3
votes

I'm trying to implement a custom scoring formula in Lucene that has nothing to do with tf-idf (so changing just the similarity, for example, will not work).

In order to do this, I need to be able to take my custom Query and generate a score for every document stored in the index - not just the ones that match the terms in the query (since my scoring involves checking what are essentially synonyms, so even if a doc doesn't have the exact Terms, it could still produce a positive score). Is the best way to simply create an IndexReader and call Document d = reader.doc(i) for all docs (as described here), and then generate a score on the spot?

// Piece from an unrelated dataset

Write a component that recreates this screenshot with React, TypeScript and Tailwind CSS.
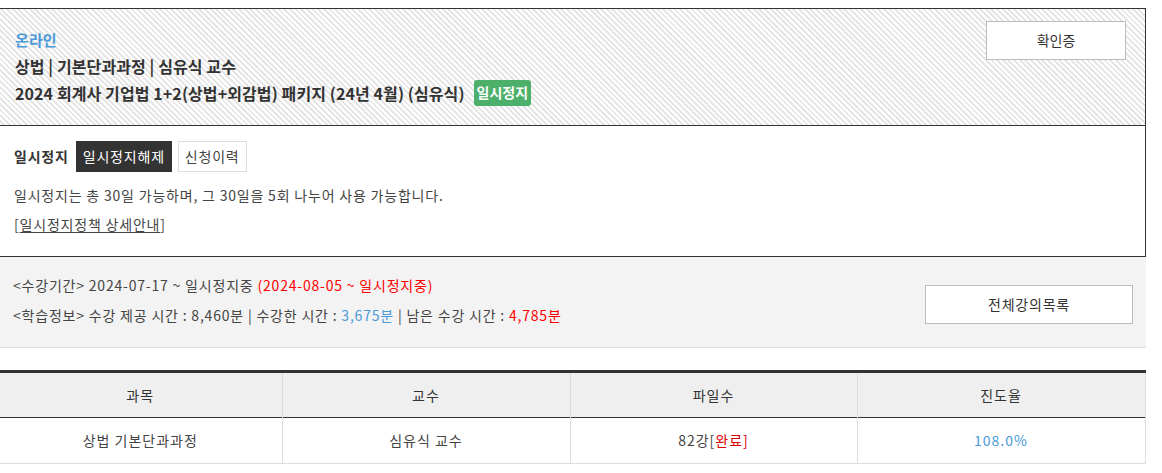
const hatch =
  "bg-[repeating-linear-gradient(45deg,#ffffff_0px,#ffffff_2px,#e6e6e6_2px,#e6e6e6_4px)]";

function TopBox() {
  return (
    <div
      className={`flex h-[118px] justify-between border border-[#333] pl-[15px] pr-[19px] pt-[12px] ${hatch}`}
    >
      <div className="pt-[6px] font-bold tracking-[0.1px] text-[#333]">
        <p className="text-[15px] leading-[26px] text-[#4a9ad8]">온라인</p>
        <p className="text-[16px] leading-[26px]">상법 | 기본단과과정 | 심유식 교수</p>
        <div className="flex h-[27px] items-center gap-[9px]">
          <span className="text-[16px]">
            2024 회계사 기업법 1+2(상법+외감법) 패키지 (24년 4월) (심유식)
          </span>
          <span className="flex h-[26px] items-center rounded-[3px] bg-[#4cb06a] px-[3px] text-[14px] tracking-normal text-white">
            일시정지
          </span>
        </div>
      </div>
      <button className="h-[39px] w-[140px] border border-[#bbb] bg-white text-[14px] text-[#333]">
        확인증
      </button>
    </div>
  );
}

function PauseBox() {
  return (
    <div className="border-x border-b border-[#333] bg-white pl-[14px] pt-[15px] pb-[22px] text-[14px] tracking-[0.8px] text-[#333]">
      <div className="flex h-[31px] items-center">
        <span className="mr-[7px] font-bold">일시정지</span>
        <span className="flex h-[31px] items-center bg-[#333] px-[7px] text-white">일시정지해제</span>
        <span className="ml-[6px] flex h-[31px] items-center border border-[#ddd] px-[6px] text-[#444]">
          신청이력
        </span>
      </div>
      <p className="mt-[13px] leading-[20px] text-[#444]">
        일시정지는 총 30일 가능하며, 그 30일을 5회 나누어 사용 가능합니다.
      </p>
      <p className="mt-[9px] leading-[20px] text-[#444]">
        [<span className="underline underline-offset-2">일시정지정책 상세안내</span>]
      </p>
    </div>
  );
}

function StudyInfo() {
  return (
    <div className="flex h-[91px] items-center justify-between border-b border-[#ddd] bg-[#f3f3f3] pl-[14px] pr-[13px] text-[14px] text-[#444]">
      <div className="mb-[4px] leading-[30px] tracking-[0.8px]">
        <p>
          &lt;수강기간&gt; 2024-07-17 ~ 일시정지중{" "}
          <span className="text-[#f00]">(2024-08-05 ~ 일시정지중)</span>
        </p>
        <p>
          &lt;학습정보&gt; 수강 제공 시간 : 8,460분 | 수강한 시간 :{" "}
          <span className="text-[#4a9ad8]">3,675분</span> | 남은 수강 시간 :{" "}
          <span className="text-[#f00]">4,785분</span>
        </p>
      </div>
      <button className="mt-[5px] h-[39px] w-[208px] border border-[#bbb] bg-white text-[14px] tracking-[0.8px] text-[#333]">
        전체강의목록
      </button>
    </div>
  );
}

function CourseTable() {
  const cols = ["과목", "교수", "파일수", "진도율"];
  return (
    <table className="mt-[22px] w-[1146px] table-fixed border-collapse text-[14px] tracking-[1px]">
      <colgroup>
        <col className="w-[283px]" />
        <col className="w-[288px]" />
        <col className="w-[287px]" />
        <col className="w-[288px]" />
      </colgroup>
      <thead>
        <tr className="h-[46px] border-t-[3px] border-b border-t-[#333] border-b-[#333] bg-[#efefef] text-[#333]">
          {cols.map((c) => (
            <th key={c} className="border-r border-r-[#ddd] font-normal">
              {c}
            </th>
          ))}
        </tr>
      </thead>
      <tbody>
        <tr className="h-[46px] border-b border-[#ddd] text-center text-[#444]">
          <td className="border-r border-[#ddd]">상법 기본단과과정</td>
          <td className="border-r border-[#ddd]">심유식 교수</td>
          <td className="border-r border-[#ddd]">
            82강[<span className="text-[#d00]">완료]</span>
          </td>
          <td className="border-r border-[#ddd] text-[#4a9ad8]">108.0%</td>
        </tr>
      </tbody>
    </table>
  );
}

export default function App() {
  return (
    <div className="h-[473px] w-[1162px] overflow-hidden bg-white pt-2 font-['Noto_Sans_CJK_KR','Noto_Sans',sans-serif]">
      <div className="-ml-px w-[1147px]">
        <TopBox />
        <PauseBox />
        <StudyInfo />
        <CourseTable />
      </div>
    </div>
  );
}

I've been looking around at Lucene's scoring internals, specifically various Scorer and Collector classes, and it appears that what happens (for Lucene 3.2) is a Weight provides a Scorer, which along with the Collector loops through all documents that match the query. Can I utilize this structure in some way, but again get a custom Scorer implementation to consider ALL documents?

3
I'm very curious as to what kind of scoring you're trying to implement.Fred Foo

3 Answers

2
votes

If you decide to go for a custom scoring scheme, the proper way is to use a subclass of CustomScoreQuery with getCustomScoreProvider overridden to return your subclass of CustomScoreProvider. The CustomScoreQuery constructor requires a subquery. Here you will want to provide a fast native Lucene Query that will narrow down the result set as much as possible before going through your custom score calculation. You can also arrange to store any number of float values with each of your docs and make those accessible to your custom score provider. You will need to provide an appropriate ValueSourceQuery to the constructor of CustomScoreQuery for each such float value. See the Javadocs on these classes, they are well written. Unfortunately I don't have a Java snippet at hand.

0
votes

As I understand Lucene, it stores (term, doc) pairs in its index, so that querying is implemented as

  1. Get documents containing the query terms,
  2. score/sort them.

I've never implemented my own scoring, but I'd look at IndexReader.termDocs first; it seems to implement step 1.

0
votes

With IndexReader.termDocs you can iterate through a term's posting list, that is, all documents that contain that term. You could use this to provide your whole own query processing own top of Lucene, but then you won't be able to use any of Query, Similarity and stuff.

Also, if you are working with synonyms Lucene has some things in the contrib package. Another possible solution, don't know if you tried it, is to inject synonyms into the documents through a Analyzer (or other). That way you could return documents even if they don't have query terms.